* [PROVIDED MATERIAL]:
▼
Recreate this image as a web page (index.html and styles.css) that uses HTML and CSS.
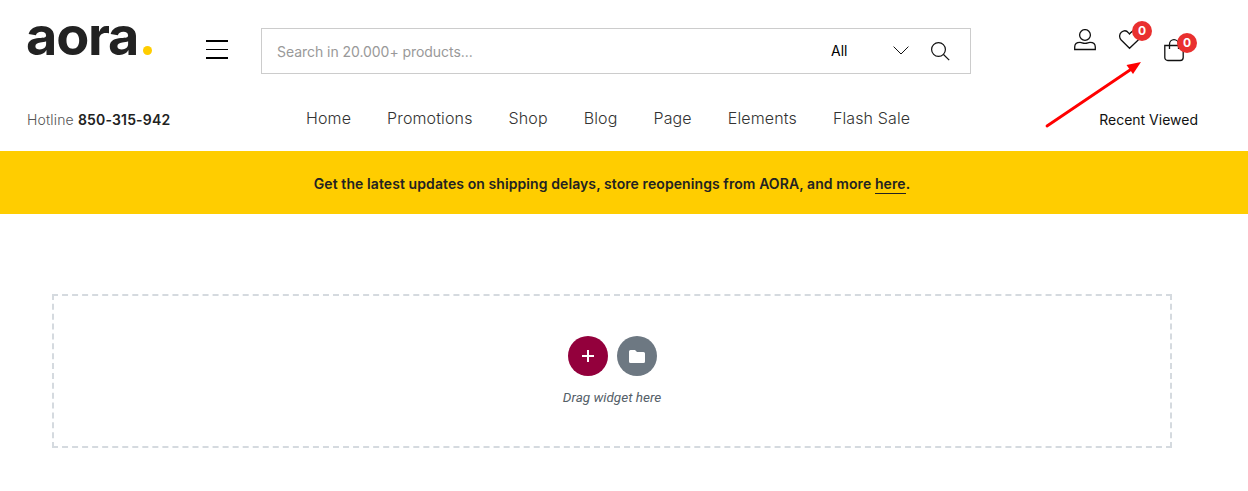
FILE: index.html
```html
<!DOCTYPE html>
<html lang="en">
<head>
<meta charset="utf-8">
<title>Aora</title>
<link rel="stylesheet" href="styles.css">
</head>
<body>
<header class="header">
  <div class="top-row">
    <a class="logo">aora<span class="logo-dot"></span></a>
    <button class="menu-toggle" aria-label="Menu"><span class="menu-line"></span><span class="menu-line"></span><span class="menu-line"></span></button>
    <form class="search">
      <span class="search-placeholder">Search in 20.000+ products...</span>
      <span class="search-category">All</span>
      <svg class="chevron" width="16" height="9" viewBox="0 0 16 9"><path d="M.6.6 8 8 15.400.6"/></svg>
      <svg class="search-icon" width="19" height="19" viewBox="0 0 19 19"><circle cx="7.500" cy="7.500" r="6.900"/><path d="m12.500 12.500 5.700 5.700"/></svg>
    </form>
    <div class="actions">
      <a class="action account"><svg width="22" height="22" viewBox="0 0 22 22"><circle cx="11" cy="6" r="5.400"/><path d="M.7 20.500V18C.7 15 3 13.400 6 13.400c1.800 0 2.600.9 5 .9s3.200-.9 5-.9c3 0 5.300 1.600 5.300 4.600v2.500z"/></svg></a>
      <a class="action wishlist"><svg width="22" height="20" viewBox="0 0 22 20"><path d="M10.500 18.300 2.200 10C-.1 7.500.2 3.900 2.600 2.100 5 .2 7.800.7 9.500 2.800L10.500 4l1.100-1.200C13.500.7 16.500.2 18.900 2.100c2.400 1.800 2.700 5.400.3 7.900z"/></svg><span class="badge">0</span></a>
      <a class="action cart"><svg width="20" height="23" viewBox="0 0 20 23"><path d="M.8 6.500h18.400v12a3 3 0 0 1-3 3H3.800a3 3 0 0 1-3-3zM5.500 10V5.200a4.500 4.500 0 0 1 9 0V10"/></svg><span class="badge">0</span></a>
    </div>
  </div>
  <div class="nav-row">
    <span class="hotline">Hotline <b>850-315-942</b></span>
    <nav class="nav"><a>Home</a><a>Promotions</a><a>Shop</a><a>Blog</a><a>Page</a><a>Elements</a><a>Flash Sale</a></nav>
    <a class="recent">Recent Viewed</a>
  </div>
  <svg class="arrow" width="100" height="70" viewBox="0 0 100 70"><path class="arrow-line" d="M7 66 90 10"/><path class="arrow-head" d="M101 2 86.500 5 89 8.500 93 14z"/></svg>
</header>
<div class="notice"><p>Get the latest updates on shipping delays, store reopenings from AORA, and more <a class="notice-link">here</a>.</p></div>
<main class="dropzone">
  <div class="drop-buttons">
    <button class="round add" aria-label="Add"><svg width="12" height="12" viewBox="0 0 12 12"><path d="M6 0v12M0 6h12"/></svg></button>
    <button class="round folder" aria-label="Templates"><svg width="16" height="13" viewBox="0 0 16 13"><path d="M1.500 0H6l2 2h6.500A1.500 1.500 0 0 1 16 3.500v8a1.500 1.500 0 0 1-1.500 1.500h-13A1.500 1.500 0 0 1 0 11.500v-10A1.500 1.500 0 0 1 1.500 0z"/></svg></button>
  </div>
  <p class="drop-text">Drag widget here</p>
</main>
</body>
</html>
```
FILE: styles.css
```css
* { box-sizing: border-box; }
body { margin: 0; background: #fff; color: #222; font-family: Inter, "Liberation Sans", sans-serif; overflow: hidden; }
p { margin: 0; }
button { border: 0; padding: 0; background: none; }
.header { position: relative; height: 151px; padding: 0 50px 0 27px; }
.top-row { display: flex; align-items: flex-start; height: 92px; }
.logo { display: flex; align-items: baseline; width: 180px; margin-left: -1px; padding-top: 3px; font-size: 54px; line-height: 65px; font-weight: 700; letter-spacing: -1.2px; }
.logo-dot { width: 9px; height: 9px; margin-left: 5px; border-radius: 50%; background: #ffcd00; }
.menu-toggle { display: grid; gap: 7px; width: 22px; margin: 40px 33px 0 0; }
.menu-line { height: 1.500px; background: #000; }
.search { display: flex; align-items: center; width: 710px; height: 46px; margin-top: 28px; padding: 0 20px 0 15px; border: 1px solid #ccc; font-size: 14px; }
.search-placeholder { flex: 1; color: #999; letter-spacing: -.05px; }
.search-category { width: 62px; color: #000; margin-top: -2px; }
.chevron { margin: -2px 22px 0 0; }
.search-icon { display: block; }
.chevron, .search-icon, .action svg { fill: none; stroke: #111; stroke-width: 1.200; }
.chevron { stroke-width: 1; }
.actions { display: flex; margin-left: auto; gap: 23px; padding-right: 14px; }
.action { position: relative; display: block; }
.action svg { display: block; stroke-width: 1.300; }
.account { margin-top: 29px; }
.wishlist { margin-top: 30px; }
.cart { margin-top: 39px; }
.badge { position: absolute; left: 13px; top: -9px; width: 20px; height: 20px; border-radius: 50%; background: #e9302f; color: #fff; font-size: 12px; line-height: 20px; font-weight: 700; text-align: center; }
.cart .badge { top: -6px; }
.nav-row { display: grid; grid-template-columns: 279px 1fr auto; align-items: center; height: 54px; font-size: 14px; }
.hotline { color: #555; font-weight: 300; letter-spacing: .16px; }
.hotline b { color: #222; font-weight: 600; }
.nav { display: flex; gap: 36px; margin-top: -3px; color: #333; font-size: 16px; font-weight: 300; letter-spacing: .13px; }
.recent { color: #111; }
.arrow { position: absolute; left: 1040px; top: 60px; overflow: visible; }
.arrow-line { stroke: #f00; stroke-width: 2.800; stroke-linecap: round; }
.arrow-head { fill: #f00; }
.notice { display: flex; justify-content: center; height: 63px; padding: 24px 24px 0 0; background: #ffcd00; font-size: 14px; line-height: 17px; font-weight: 600; letter-spacing: .085px; }
.notice-link { display: inline-block; border-bottom: 1px solid #222; line-height: 18px; }
.dropzone { display: flex; flex-direction: column; align-items: center; width: 1120px; height: 154px; margin: 80px 0 0 52px; padding-top: 40px; border: 2px dashed #d5dadf; }
.drop-buttons { display: flex; gap: 9px; }
.round { display: grid; place-items: center; width: 40px; height: 40px; border-radius: 50%; }
.add { background: #93003c; }
.add path { stroke: #fff; stroke-width: 2; }
.folder { background: #6d7882; }
.folder svg { fill: #fff; }
.drop-text { margin-top: 13px; color: #556068; font-family: Roboto, sans-serif; font-size: 13.5px; line-height: 17px; font-style: italic; }
```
▲
* [WHAT IS REQUIRED]:
Your copy of the data should match it exactly, except that pictures are left out.

* [THE COMPLETED TASK]:
Recreate this image as a web page (index.html and styles.css) that uses HTML and CSS.
FILE: index.html
```html
<!DOCTYPE html>
<html lang="en">
<head>
<meta charset="utf-8">
<title>Aora</title>
<link rel="stylesheet" href="styles.css">
</head>
<body>
<header class="header">
  <div class="top-row">
    <a class="logo">aora<span class="logo-dot"></span></a>
    <button class="menu-toggle" aria-label="Menu"><span class="menu-line"></span><span class="menu-line"></span><span class="menu-line"></span></button>
    <form class="search">
      <span class="search-placeholder">Search in 20.000+ products...</span>
      <span class="search-category">All</span>
      <svg class="chevron" width="16" height="9" viewBox="0 0 16 9"><path d="M.6.6 8 8 15.400.6"/></svg>
      <svg class="search-icon" width="19" height="19" viewBox="0 0 19 19"><circle cx="7.500" cy="7.500" r="6.900"/><path d="m12.500 12.500 5.700 5.700"/></svg>
    </form>
    <div class="actions">
      <a class="action account"><svg width="22" height="22" viewBox="0 0 22 22"><circle cx="11" cy="6" r="5.400"/><path d="M.7 20.500V18C.7 15 3 13.400 6 13.400c1.800 0 2.600.9 5 .9s3.200-.9 5-.9c3 0 5.300 1.600 5.300 4.600v2.500z"/></svg></a>
      <a class="action wishlist"><svg width="22" height="20" viewBox="0 0 22 20"><path d="M10.500 18.300 2.200 10C-.1 7.500.2 3.900 2.600 2.100 5 .2 7.800.7 9.500 2.800L10.500 4l1.100-1.200C13.500.7 16.500.2 18.900 2.100c2.400 1.800 2.700 5.400.3 7.900z"/></svg><span class="badge">0</span></a>
      <a class="action cart"><svg width="20" height="23" viewBox="0 0 20 23"><path d="M.8 6.500h18.400v12a3 3 0 0 1-3 3H3.800a3 3 0 0 1-3-3zM5.500 10V5.200a4.500 4.500 0 0 1 9 0V10"/></svg><span class="badge">0</span></a>
    </div>
  </div>
  <div class="nav-row">
    <span class="hotline">Hotline <b>850-315-942</b></span>
    <nav class="nav"><a>Home</a><a>Promotions</a><a>Shop</a><a>Blog</a><a>Page</a><a>Elements</a><a>Flash Sale</a></nav>
    <a class="recent">Recent Viewed</a>
  </div>
  <svg class="arrow" width="100" height="70" viewBox="0 0 100 70"><path class="arrow-line" d="M7 66 90 10"/><path class="arrow-head" d="M101 2 86.500 5 89 8.500 93 14z"/></svg>
</header>
<div class="notice"><p>Get the latest updates on shipping delays, store reopenings from AORA, and more <a class="notice-link">here</a>.</p></div>
<main class="dropzone">
  <div class="drop-buttons">
    <button class="round add" aria-label="Add"><svg width="12" height="12" viewBox="0 0 12 12"><path d="M6 0v12M0 6h12"/></svg></button>
    <button class="round folder" aria-label="Templates"><svg width="16" height="13" viewBox="0 0 16 13"><path d="M1.500 0H6l2 2h6.500A1.500 1.500 0 0 1 16 3.500v8a1.500 1.500 0 0 1-1.500 1.500h-13A1.500 1.500 0 0 1 0 11.500v-10A1.500 1.500 0 0 1 1.500 0z"/></svg></button>
  </div>
  <p class="drop-text">Drag widget here</p>
</main>
</body>
</html>
```
FILE: styles.css
```css
* { box-sizing: border-box; }
body { margin: 0; background: #fff; color: #222; font-family: Inter, "Liberation Sans", sans-serif; overflow: hidden; }
p { margin: 0; }
button { border: 0; padding: 0; background: none; }
.header { position: relative; height: 151px; padding: 0 50px 0 27px; }
.top-row { display: flex; align-items: flex-start; height: 92px; }
.logo { display: flex; align-items: baseline; width: 180px; margin-left: -1px; padding-top: 3px; font-size: 54px; line-height: 65px; font-weight: 700; letter-spacing: -1.2px; }
.logo-dot { width: 9px; height: 9px; margin-left: 5px; border-radius: 50%; background: #ffcd00; }
.menu-toggle { display: grid; gap: 7px; width: 22px; margin: 40px 33px 0 0; }
.menu-line { height: 1.500px; background: #000; }
.search { display: flex; align-items: center; width: 710px; height: 46px; margin-top: 28px; padding: 0 20px 0 15px; border: 1px solid #ccc; font-size: 14px; }
.search-placeholder { flex: 1; color: #999; letter-spacing: -.05px; }
.search-category { width: 62px; color: #000; margin-top: -2px; }
.chevron { margin: -2px 22px 0 0; }
.search-icon { display: block; }
.chevron, .search-icon, .action svg { fill: none; stroke: #111; stroke-width: 1.200; }
.chevron { stroke-width: 1; }
.actions { display: flex; margin-left: auto; gap: 23px; padding-right: 14px; }
.action { position: relative; display: block; }
.action svg { display: block; stroke-width: 1.300; }
.account { margin-top: 29px; }
.wishlist { margin-top: 30px; }
.cart { margin-top: 39px; }
.badge { position: absolute; left: 13px; top: -9px; width: 20px; height: 20px; border-radius: 50%; background: #e9302f; color: #fff; font-size: 12px; line-height: 20px; font-weight: 700; text-align: center; }
.cart .badge { top: -6px; }
.nav-row { display: grid; grid-template-columns: 279px 1fr auto; align-items: center; height: 54px; font-size: 14px; }
.hotline { color: #555; font-weight: 300; letter-spacing: .16px; }
.hotline b { color: #222; font-weight: 600; }
.nav { display: flex; gap: 36px; margin-top: -3px; color: #333; font-size: 16px; font-weight: 300; letter-spacing: .13px; }
.recent { color: #111; }
.arrow { position: absolute; left: 1040px; top: 60px; overflow: visible; }
.arrow-line { stroke: #f00; stroke-width: 2.800; stroke-linecap: round; }
.arrow-head { fill: #f00; }
.notice { display: flex; justify-content: center; height: 63px; padding: 24px 24px 0 0; background: #ffcd00; font-size: 14px; line-height: 17px; font-weight: 600; letter-spacing: .085px; }
.notice-link { display: inline-block; border-bottom: 1px solid #222; line-height: 18px; }
.dropzone { display: flex; flex-direction: column; align-items: center; width: 1120px; height: 154px; margin: 80px 0 0 52px; padding-top: 40px; border: 2px dashed #d5dadf; }
.drop-buttons { display: flex; gap: 9px; }
.round { display: grid; place-items: center; width: 40px; height: 40px; border-radius: 50%; }
.add { background: #93003c; }
.add path { stroke: #fff; stroke-width: 2; }
.folder { background: #6d7882; }
.folder svg { fill: #fff; }
.drop-text { margin-top: 13px; color: #556068; font-family: Roboto, sans-serif; font-size: 13.5px; line-height: 17px; font-style: italic; }
```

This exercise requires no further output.